The Thellussons were also known to be major lenders to French aristocrats and secured loans to them against deposits kept in their London bank’s vault. Dickens wrote of Tellson's "strong-rooms" and their “secrets,” and that "Tellson’s was ... as to French intelligence, a kind of High Exchange."
Just as these loans gave the Thellussons leverage, Dickens recognized that "the affairs" of many "French gentlemen and French families" were "entirely in Tellson’s hands." In my detective work, I found this from the legal scholar G.W. Keeton, writing in 1970 for the Northern Ireland Legal Quarterly: "Dickens so exactly describes the business of Thelluson’s [sic] during the Revolution that, coupled with the obvious similarity of name, it is difficult to resist the conclusion that the author was thinking of Thellusson's when writing A Tale of Two Cities."
The Thellusson bank, I am confident, was almost certainly Dickens’s inspiration for the firm in "A Tale of Two Cities," and I suspect that Peter Thellusson's unusual bequest, famously so troublesome at the time, figured prominently into Dickens’s imagining of Jarndyce v. Jarndyce. But other drawn-out family inheritance battles have been proposed as his model in "Bleak House." William Jennens, nicknamed the "Miser of Acton," died in 1798 and left a large fortune intestate.
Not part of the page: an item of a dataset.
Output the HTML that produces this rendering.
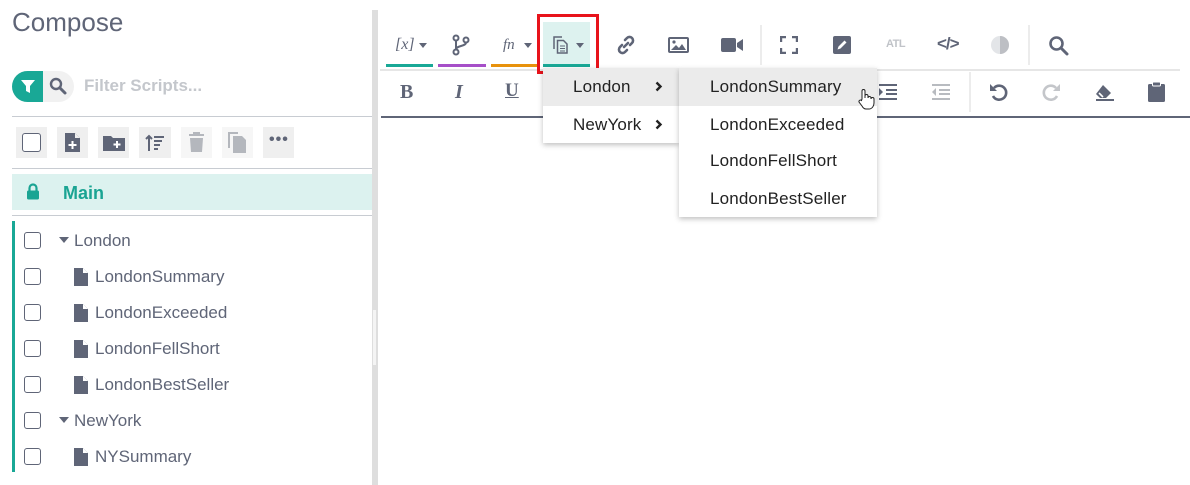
<!DOCTYPE html>
<html><head><meta charset="utf-8"><style>
*{margin:0;padding:0;box-sizing:border-box}
body{width:1190px;height:485px;background:#fff;font-family:"Liberation Sans",Arial,sans-serif;color:#5f6577;position:relative;overflow:hidden}
.a{position:absolute}
.t{font-size:17px;line-height:20px;white-space:nowrap}
.cb{position:absolute;width:17px;height:17px;border:1.5px solid #5f6577;border-radius:3px;background:#fff}
.hl{position:absolute;height:1px;background:#c8ccd2}
.btn{position:absolute;top:127px;width:31px;height:31px;background:#efefef}
.ic{position:absolute}
.mi{position:absolute;font-size:17px;color:#222;white-space:nowrap;letter-spacing:0.15px}
</style></head><body>
<div class="a" style="left:12px;top:7px;font-size:26px;color:#5f6577;font-weight:300">Compose</div>
<div class="a" style="left:12px;top:71px;width:62px;height:31px;border-radius:16px;background:#f1f1f1"></div>
<div class="a" style="left:12px;top:71px;width:31px;height:31px;border-radius:16px 0 0 16px;background:#19a896"></div>
<svg class="ic" style="left:19px;top:77px" width="18" height="18" viewBox="0 0 18 18"><path d="M2 3h14l-5 6v7l-4-2V9z" fill="#fff"/></svg>
<svg class="ic" style="left:48px;top:76px" width="20" height="20" viewBox="0 0 20 20"><circle cx="8" cy="8" r="5" fill="none" stroke="#5f6577" stroke-width="2.4"/><path d="M12 12l5 5" stroke="#5f6577" stroke-width="3" stroke-linecap="round"/></svg>
<div class="a t" style="left:84px;top:76px;font-weight:bold;color:#c4c7cc">Filter Scripts...</div>
<div class="hl" style="left:12px;top:116px;width:360px"></div>
<div class="btn" style="left:16px"></div><div class="cb" style="left:22px;top:133px;width:19px;height:19px"></div>
<div class="btn" style="left:57px"></div>
<svg class="ic" style="left:63px;top:132px" width="19" height="21" viewBox="0 0 19 21"><path d="M2 1h10l5 5v14H2z" fill="#5f6577"/><path d="M12 1v5h5" fill="#efefef"/><path d="M9.5 9v8M5.5 13h8" stroke="#fff" stroke-width="2"/></svg>
<div class="btn" style="left:98px"></div>
<svg class="ic" style="left:102px;top:134px" width="24" height="18" viewBox="0 0 24 18"><path d="M1 2h8l2 2h12v13H1z" fill="#5f6577"/><path d="M15 7v7M11.5 10.5h7" stroke="#fff" stroke-width="2"/></svg>
<div class="btn" style="left:139px;width:32px"></div>
<svg class="ic" style="left:144px;top:133px" width="22" height="20" viewBox="0 0 22 20"><path d="M5 18V3M2 6l3-3 3 3" fill="none" stroke="#5f6577" stroke-width="2"/><path d="M10 4h10M10 8h8M10 12h6M10 16h4" stroke="#5f6577" stroke-width="2"/></svg>
<div class="btn" style="left:181px;background:#f6f6f6"></div>
<svg class="ic" style="left:187px;top:132px" width="19" height="21" viewBox="0 0 19 21"><path d="M2 3h15M7 3V1h5v2" stroke="#b4b7bd" stroke-width="2" fill="none"/><path d="M3 6h13l-1 14H4z" fill="#b4b7bd"/></svg>
<div class="btn" style="left:222px;background:#f6f6f6"></div>
<svg class="ic" style="left:226px;top:131px" width="22" height="24" viewBox="0 0 22 24"><path d="M3 17V2h9" fill="none" stroke="#b4b7bd" stroke-width="2"/><path d="M7 5h9l4 4v13H7z" fill="#b4b7bd"/></svg>
<div class="btn" style="left:263px"></div>
<div class="a" style="left:269px;top:131px;font-size:16px;font-weight:bold;letter-spacing:1px;color:#5f6577">•••</div>
<div class="hl" style="left:12px;top:168px;width:360px"></div>
<div class="a" style="left:12px;top:174px;width:360px;height:36px;background:#dcf2ef"></div>
<svg class="ic" style="left:26px;top:183px" width="14" height="17" viewBox="0 0 14 17"><path d="M3.5 8V5a3.5 3.5 0 017 0v3" fill="none" stroke="#1aa493" stroke-width="2.2"/><rect x="1" y="7.5" width="12" height="9" rx="1.5" fill="#1aa493"/></svg>
<div class="a" style="left:63px;top:183px;font-size:18px;font-weight:bold;color:#1aa493">Main</div>
<div class="hl" style="left:12px;top:215px;width:360px"></div>
<div class="a" style="left:12px;top:221px;width:3px;height:251px;background:#19a896"></div>
<div class="cb" style="left:24px;top:232px"></div>
<div class="a" style="left:59px;top:237px;width:0;height:0;border-left:5px solid transparent;border-right:5px solid transparent;border-top:6px solid #5f6577"></div>
<div class="a t" style="left:74px;top:231px">London</div>
<div class="cb" style="left:24px;top:268px"></div><svg class="ic" style="left:74px;top:268px" width="15" height="18" viewBox="0 0 15 18"><path d="M0 0h9l5 5v13H0z" fill="#5f6577"/><path d="M9 0v5h5" fill="#fff"/></svg><div class="a t" style="left:95px;top:267px">LondonSummary</div>
<div class="cb" style="left:24px;top:304px"></div><svg class="ic" style="left:74px;top:304px" width="15" height="18" viewBox="0 0 15 18"><path d="M0 0h9l5 5v13H0z" fill="#5f6577"/><path d="M9 0v5h5" fill="#fff"/></svg><div class="a t" style="left:95px;top:303px">LondonExceeded</div>
<div class="cb" style="left:24px;top:340px"></div><svg class="ic" style="left:74px;top:340px" width="15" height="18" viewBox="0 0 15 18"><path d="M0 0h9l5 5v13H0z" fill="#5f6577"/><path d="M9 0v5h5" fill="#fff"/></svg><div class="a t" style="left:95px;top:339px">LondonFellShort</div>
<div class="cb" style="left:24px;top:376px"></div><svg class="ic" style="left:74px;top:376px" width="15" height="18" viewBox="0 0 15 18"><path d="M0 0h9l5 5v13H0z" fill="#5f6577"/><path d="M9 0v5h5" fill="#fff"/></svg><div class="a t" style="left:95px;top:375px">LondonBestSeller</div>
<div class="cb" style="left:24px;top:412px"></div>
<div class="a" style="left:59px;top:417px;width:0;height:0;border-left:5px solid transparent;border-right:5px solid transparent;border-top:6px solid #5f6577"></div>
<div class="a t" style="left:74px;top:411px">NewYork</div>
<div class="cb" style="left:24px;top:448px"></div><svg class="ic" style="left:74px;top:448px" width="15" height="18" viewBox="0 0 15 18"><path d="M0 0h9l5 5v13H0z" fill="#5f6577"/><path d="M9 0v5h5" fill="#fff"/></svg><div class="a t" style="left:95px;top:447px">NYSummary</div>
<div class="a" style="left:372px;top:10px;width:6px;height:475px;background:#dedede"></div>
<div class="a" style="left:373px;top:310px;width:3px;height:55px;background:#f4f4f4"></div>
<div class="hl" style="left:380px;top:69px;width:800px;background:#e6e6e6;height:2px"></div>
<div class="a" style="left:386px;top:64px;width:47px;height:3px;background:#19a896"></div>
<div class="a" style="left:438px;top:64px;width:48px;height:3px;background:#a64fc8"></div>
<div class="a" style="left:491px;top:64px;width:47px;height:3px;background:#e8920c"></div>
<div class="a" style="left:543px;top:22px;width:47px;height:42px;background:#ddf2ef"></div>
<div class="a" style="left:543px;top:64px;width:47px;height:3px;background:#19a896"></div>
<div class="a" style="left:537px;top:14px;width:62px;height:60px;border:3px solid #e8131b"></div>
<div class="a" style="left:395px;top:36px;font-family:'Liberation Serif',serif;font-style:italic;font-size:16px;color:#5f6577">[x]</div>
<div class="a" style="left:419px;top:43px;border-left:4px solid transparent;border-right:4px solid transparent;border-top:5px solid #5f6577"></div>
<svg class="ic" style="left:452px;top:34px" width="18" height="22" viewBox="0 0 18 22"><circle cx="4" cy="4" r="2.5" fill="none" stroke="#5f6577" stroke-width="2"/><circle cx="4" cy="18" r="2.5" fill="none" stroke="#5f6577" stroke-width="2"/><circle cx="14" cy="6" r="2.5" fill="none" stroke="#5f6577" stroke-width="2"/><path d="M4 6.5v9M14 8.5c0 4-10 3-10 7" fill="none" stroke="#5f6577" stroke-width="2"/></svg>
<div class="a" style="left:503px;top:37px;font-family:'Liberation Serif',serif;font-style:italic;font-size:15px;color:#5f6577">fn</div>
<div class="a" style="left:524px;top:43px;border-left:4px solid transparent;border-right:4px solid transparent;border-top:5px solid #5f6577"></div>
<svg class="ic" style="left:553px;top:36px" width="16" height="18" viewBox="0 0 16 18"><path d="M1 13V1h8" fill="none" stroke="#5f6577" stroke-width="1.5"/><path d="M4.5 4.5h6l3.5 3.5v9h-9.5z" fill="none" stroke="#5f6577" stroke-width="1.5"/><path d="M7 10h5M7 12.5h5M7 15h5" stroke="#5f6577" stroke-width="1"/></svg>
<div class="a" style="left:576px;top:43px;border-left:4px solid transparent;border-right:4px solid transparent;border-top:5px solid #5f6577"></div>
<svg class="ic" style="left:616px;top:35px" width="20" height="20" viewBox="0 0 20 20"><path d="M8 12l4-4M9 5l2-2a3.5 3.5 0 015 5l-2 2M11 15l-2 2a3.5 3.5 0 01-5-5l2-2" fill="none" stroke="#5f6577" stroke-width="2.6" stroke-linecap="round"/></svg>
<svg class="ic" style="left:668px;top:37px" width="21" height="16" viewBox="0 0 21 16"><rect x="1" y="1" width="19" height="14" rx="1" fill="none" stroke="#5f6577" stroke-width="2"/><path d="M3 13l5-5 3 3 3-4 4 6z" fill="#5f6577"/><circle cx="6" cy="5" r="1.6" fill="#5f6577"/></svg>
<svg class="ic" style="left:721px;top:37px" width="23" height="16" viewBox="0 0 23 16"><rect x="0" y="1" width="15" height="14" rx="2" fill="#5f6577"/><path d="M16 6l6-4v12l-6-4z" fill="#5f6577"/></svg>
<div class="a" style="left:760px;top:25px;width:2px;height:40px;background:#ececec"></div>
<svg class="ic" style="left:780px;top:36px" width="18" height="18" viewBox="0 0 18 18"><path d="M1 6V1h5M12 1h5v5M17 12v5h-5M6 17H1v-5" fill="none" stroke="#5f6577" stroke-width="2.4"/></svg>
<svg class="ic" style="left:833px;top:36px" width="18" height="18" viewBox="0 0 18 18"><rect width="18" height="18" rx="2" fill="#5f6577"/><path d="M4.5 13.5l1-3 6-6 2 2-6 6z" fill="#fff"/></svg>
<div class="a" style="left:886px;top:38px;font-size:11px;font-weight:bold;color:#c0c3c8;letter-spacing:-0.5px">ATL</div>
<div class="a" style="left:937px;top:34px;font-size:17px;font-weight:bold;color:#5f6577;letter-spacing:-1px">&lt;/&gt;</div>
<svg class="ic" style="left:990px;top:35px" width="20" height="20" viewBox="0 0 20 20"><circle cx="10" cy="10" r="9" fill="#e3e5e8"/><path d="M10 1a9 9 0 010 18z" fill="#bdbfc4"/></svg>
<div class="a" style="left:1028px;top:25px;width:2px;height:40px;background:#ececec"></div>
<svg class="ic" style="left:1048px;top:35px" width="21" height="21" viewBox="0 0 21 21"><circle cx="8.5" cy="8.5" r="6" fill="none" stroke="#5f6577" stroke-width="2.6"/><path d="M13 13l6 6" stroke="#5f6577" stroke-width="3" stroke-linecap="round"/></svg>
<div class="a" style="left:400px;top:81px;font-family:'Liberation Serif',serif;font-weight:bold;font-size:20px;color:#5f6577">B</div>
<div class="a" style="left:455px;top:81px;font-family:'Liberation Serif',serif;font-style:italic;font-weight:bold;font-size:20px;color:#5f6577">I</div>
<div class="a" style="left:505px;top:80px;font-family:'Liberation Serif',serif;font-weight:bold;font-size:19px;color:#5f6577;text-decoration:underline">U</div>
<svg class="ic" style="left:879px;top:84px" width="18" height="16" viewBox="0 0 18 16"><path d="M0 1h18M7 6h11M7 10h11M0 15h18" stroke="#5f6577" stroke-width="2"/><path d="M0 4l4 4-4 4z" fill="#5f6577"/></svg>
<svg class="ic" style="left:932px;top:84px" width="18" height="16" viewBox="0 0 18 16"><path d="M0 1h18M7 6h11M7 10h11M0 15h18" stroke="#b8bbc0" stroke-width="2"/><path d="M4 4L0 8l4 4z" fill="#b8bbc0"/></svg>
<div class="a" style="left:969px;top:72px;width:2px;height:40px;background:#ececec"></div>
<svg class="ic" style="left:989px;top:82px" width="20" height="20" viewBox="0 0 20 20"><path d="M5 6a7 7 0 11-1 8" fill="none" stroke="#5f6577" stroke-width="2.6"/><path d="M1 2v7h7z" fill="#5f6577"/></svg>
<svg class="ic" style="left:1041px;top:82px" width="20" height="20" viewBox="0 0 20 20"><path d="M15 6a7 7 0 10 1 8" fill="none" stroke="#c4c6ca" stroke-width="2.6"/><path d="M19 2v7h-7z" fill="#c4c6ca"/></svg>
<svg class="ic" style="left:1094px;top:83px" width="21" height="18" viewBox="0 0 21 18"><path d="M9 2l8 8-5 5H6l-4-4z" fill="#5f6577"/><path d="M5 10l4 4" stroke="#fff" stroke-width="1.6"/><path d="M2 17h18" stroke="#5f6577" stroke-width="2"/></svg>
<svg class="ic" style="left:1148px;top:81px" width="17" height="21" viewBox="0 0 17 21"><rect x="0" y="3" width="17" height="18" rx="1.5" fill="#5f6577"/><rect x="4.5" y="1" width="8" height="4" rx="1" fill="#5f6577" stroke="#fff" stroke-width="1"/></svg>
<div class="a" style="left:381px;top:116px;width:809px;height:2px;background:#5f6577"></div>
<div class="a" style="left:543px;top:68px;width:136px;height:75px;background:#fff;box-shadow:0 2px 5px rgba(0,0,0,.25)"></div>
<div class="a" style="left:543px;top:68px;width:136px;height:38px;background:#ebebeb"></div>
<div class="mi" style="left:573px;top:77px">London</div>
<svg class="ic" style="left:655px;top:81px" width="8" height="11" viewBox="0 0 8 11"><path d="M1.5 1.5l4 4-4 4" fill="none" stroke="#222" stroke-width="2.4"/></svg>
<div class="mi" style="left:573px;top:115px">NewYork</div>
<svg class="ic" style="left:655px;top:119px" width="8" height="11" viewBox="0 0 8 11"><path d="M1.5 1.5l4 4-4 4" fill="none" stroke="#222" stroke-width="2.4"/></svg>
<div class="a" style="left:679px;top:68px;width:198px;height:149px;background:#fff;box-shadow:0 2px 5px rgba(0,0,0,.25)"></div>
<div class="a" style="left:679px;top:68px;width:198px;height:38px;background:#ebebeb"></div>
<div class="mi" style="left:710px;top:77px">LondonSummary</div>
<div class="mi" style="left:710px;top:115px">LondonExceeded</div>
<div class="mi" style="left:710px;top:151px">LondonFellShort</div>
<div class="mi" style="left:710px;top:189px">LondonBestSeller</div>
<svg class="ic" style="left:857px;top:88px" width="18" height="22" viewBox="0 0 18 22"><path d="M5 11V3a1.5 1.5 0 013 0v7V8a1.5 1.5 0 013 0v2a1.5 1.5 0 013 0v1a1.5 1.5 0 013 0v4c0 3-2 6-5 6H9c-2 0-3-1-4-3l-3-4a1.5 1.5 0 012.5-1.5z" fill="#fff" stroke="#222" stroke-width="1"/></svg>
</body></html>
His heirs' infighting began in "the last century" and ended in 1915, so it also fits the criteria mentioned by Dickens in the "Bleak House" preface. The Jennens saga was also widely reported in the press. Another case involved the estate of Charles Day, which Dickens mentions in correspondence. It, too, might be one of the "authorities" Dickens said he could "rain" on us to validate his depiction of Jarndyce v. Jarndyce.